[Date Prev][Date Next][Thread Prev][Thread Next][Date Index][Thread Index]
Re: [Qemu-devel] [RFC v3 01/27] char-io: fix possible race on IOWatchPol
From: |
Stefan Hajnoczi |
Subject: |
Re: [Qemu-devel] [RFC v3 01/27] char-io: fix possible race on IOWatchPoll |
Date: |
Tue, 14 Nov 2017 10:32:19 +0000 |
User-agent: |
Mutt/1.9.1 (2017-09-22) |
On Tue, Nov 14, 2017 at 02:09:39PM +0800, Peter Xu wrote:
> On Mon, Nov 13, 2017 at 04:52:11PM +0000, Stefan Hajnoczi wrote:
> > On Mon, Nov 06, 2017 at 05:46:17PM +0800, Peter Xu wrote:
> > > This is not a problem if we are only having one single loop thread like
> > > before. However, after per-monitor thread is introduced, this is not
> > > true any more, and the race can happen.
> > >
> > > The race can be triggered with "make check -j8" sometimes:
> >
> > Please mention a specific test case that fails.
>
> It was any of the check-qtest-$(TARGET)s that failed. I'll mention
> that in next post.
>
> >
> > >
> > > qemu-system-x86_64: /root/git/qemu/chardev/char-io.c:91:
> > > io_watch_poll_finalize: Assertion `iwp->src == NULL' failed.
> > >
> > > This patch keeps the reference for the watch object when creating in
> > > io_add_watch_poll(), so that the object will never be released in the
> > > context main loop, especially when the context loop is running in
> > > another standalone thread.
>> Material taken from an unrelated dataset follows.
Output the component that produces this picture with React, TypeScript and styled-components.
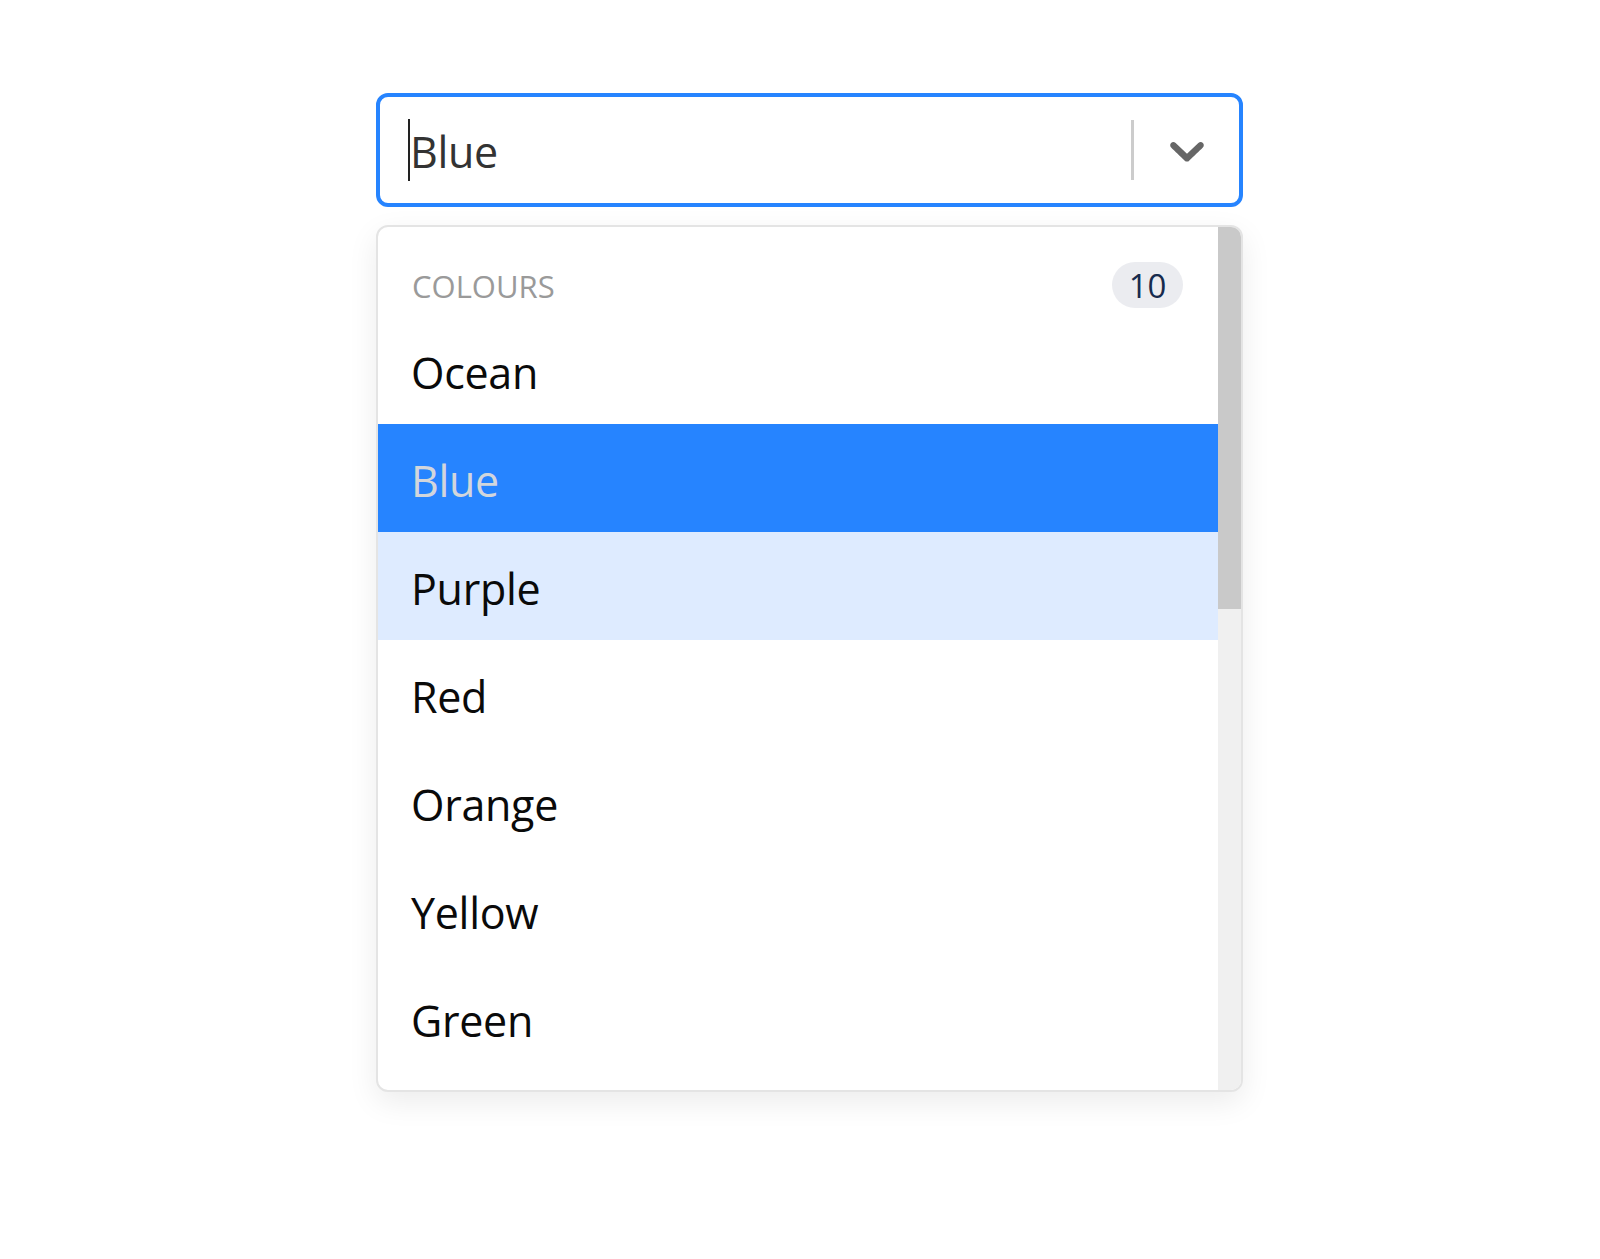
import React from "react";
import styled, { createGlobalStyle } from "styled-components";

const Global = createGlobalStyle`
  html, body { margin: 0; padding: 0; background: #ffffff; }
  body { font-family: "Open Sans", "Noto Sans", sans-serif; }
`;

const Page = styled.div`
  padding: 93px 0 0 376px;
  height: 1259px;
  box-sizing: border-box;
`;

const Wrapper = styled.div`
  width: 867px;
  display: flex;
  flex-direction: column;
  gap: 18px;
`;

const Control = styled.div`
  height: 114px;
  box-sizing: border-box;
  border: 4px solid #2684ff;
  border-radius: 12px;
  display: flex;
  align-items: center;
  background: #fff;
`;

const ValueArea = styled.div`
  flex: 1;
  display: flex;
  align-items: center;
  padding-left: 28px;
  height: 100%;
`;

const Caret = styled.span`
  width: 2px;
  height: 62px;
  background: #222;
`;

const ValueText = styled.span`
  font-size: 43px;
  color: #333;
  line-height: 1;
  margin-top: 3px;
  letter-spacing: -0.3px;
`;

const Separator = styled.span`
  align-self: stretch;
  width: 3px;
  margin: 23px 0;
  background: #cccccc;
`;

const Indicator = styled.div`
  width: 105px;
  display: flex;
  align-items: center;
  justify-content: center;
  color: #666666;
`;

const Menu = styled.div`
  height: 867px;
  box-sizing: border-box;
  border: 2px solid #e4e4e4;
  border-radius: 12px;
  box-shadow: 0 10px 30px rgba(0, 0, 0, 0.08);
  overflow: hidden;
  display: flex;
  background: #fff;
`;

const List = styled.div`
  flex: 1;
  padding-top: 35px;
  overflow: hidden;
`;

const Heading = styled.div`
  display: flex;
  align-items: center;
  justify-content: space-between;
  padding: 0 35px 0 34px;
  height: 46px;
  margin-bottom: 8px;
`;

const HeadingLabel = styled.span`
  font-size: 31px;
  color: #9a9a9a;
  text-transform: uppercase;
  margin-top: 2px;
`;

const Badge = styled.span`
  display: inline-flex;
  align-items: center;
  justify-content: center;
  min-width: 71px;
  height: 46px;
  border-radius: 23px;
  background: #ebecf0;
  color: #172b4d;
  font-size: 33px;
  line-height: 1;
`;

const Option = styled.div<{ $selected?: boolean; $focused?: boolean }>`
  height: 108px;
  box-sizing: border-box;
  display: flex;
  align-items: center;
  padding: 5px 0 0 33px;
  font-size: 43px;
  letter-spacing: -0.3px;
  color: ${(p) => (p.$selected ? "#d2d6dc" : "#0a0a0a")};
  background: ${(p) => (p.$selected ? "#2684ff" : p.$focused ? "#deebff" : "transparent")};
`;

const Track = styled.div`
  width: 23px;
  background: #f0f0f0;
  display: flex;
  flex-direction: column;
`;

const Thumb = styled.div`
  height: 382px;
  background: #c9c9c9;
`;

const options = ["Ocean", "Blue", "Purple", "Red", "Orange", "Yellow", "Green"];

const Chevron = () => (
  <svg width="58" height="58" viewBox="0 0 20 20" fill="currentColor" aria-hidden="true">
    <path d="M4.516 7.548c0.436-0.446 1.043-0.481 1.576 0l3.908 3.747 3.908-3.747c0.533-0.481 1.141-0.446 1.574 0 0.436 0.445 0.408 1.197 0 1.615-0.406 0.418-4.695 4.502-4.695 4.502-0.217 0.223-0.502 0.335-0.787 0.335s-0.57-0.112-0.789-0.335c0 0-4.287-4.084-4.695-4.502s-0.436-1.17 0-1.615z" />
  </svg>
);

export default function App() {
  return (
    <>
      <Global />
      <Page>
        <Wrapper>
          <Control>
            <ValueArea>
              <Caret />
              <ValueText>Blue</ValueText>
            </ValueArea>
            <Separator />
            <Indicator>
              <Chevron />
            </Indicator>
          </Control>
          <Menu>
            <List>
              <Heading>
                <HeadingLabel>Colours</HeadingLabel>
                <Badge>10</Badge>
              </Heading>
              {options.map((o) => (
                <Option key={o} $selected={o === "Blue"} $focused={o === "Purple"}>
                  {o}
                </Option>
              ))}
            </List>
            <Track>
              <Thumb />
            </Track>
          </Menu>
        </Wrapper>
      </Page>
    </>
  );
}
Meanwhile, when we want to remove the watch
> > > object, we always first detach the watch object from its owner context,
> > > then we continue with the cleanup.
> > >
> > > Without this patch, calling io_remove_watch_poll() in main loop thread
> > > is not thread-safe, since the other per-monitor thread may be modifying
> > > the watch object at the same time.
> > >
> > > Reviewed-by: Marc-André Lureau <address@hidden>
> > > Signed-off-by: Peter Xu <address@hidden>
> > > ---
> > > chardev/char-io.c | 16 ++++++++++++++--
> > > 1 file changed, 14 insertions(+), 2 deletions(-)
> > >
> > > diff --git a/chardev/char-io.c b/chardev/char-io.c
> > > index f81052481a..50b5bac704 100644
> > > --- a/chardev/char-io.c
> > > +++ b/chardev/char-io.c
> > > @@ -122,7 +122,6 @@ GSource *io_add_watch_poll(Chardev *chr,
> > > g_free(name);
> > >
> > > g_source_attach(&iwp->parent, context);
> > > - g_source_unref(&iwp->parent);
> > > return (GSource *)iwp;
> > > }
> > >
> > > @@ -131,12 +130,25 @@ static void io_remove_watch_poll(GSource *source)
> > > IOWatchPoll *iwp;
> > >
> > > iwp = io_watch_poll_from_source(source);
> > > +
> > > + /*
> > > + * Here the order of destruction really matters. We need to first
> > > + * detach the IOWatchPoll object from the context (which may still
> > > + * be running in another loop thread), only after that could we
> > > + * continue to operate on iwp->src, or there may be race condition
> > > + * between current thread and the context loop thread.
> > > + *
> > > + * Let's blame the glib bug mentioned in commit 2b316774f6
> > > + * ("qemu-char: do not operate on sources from finalize
> > > + * callbacks") for this extra complexity.
> >
> > I don't understand how this bug is to blame. Isn't the problem here a
> > race condition between two QEMU threads?
>
> Yes, it is.
>
> The problem is, we won't have the race condition if glib does not have
> that bug mentioned. Then the thread running GMainContext will have
> full control of iwp->src destruction, and destruction of it would be
> fairly straightforward (unref iwp->src in IOWatchPoll destructor).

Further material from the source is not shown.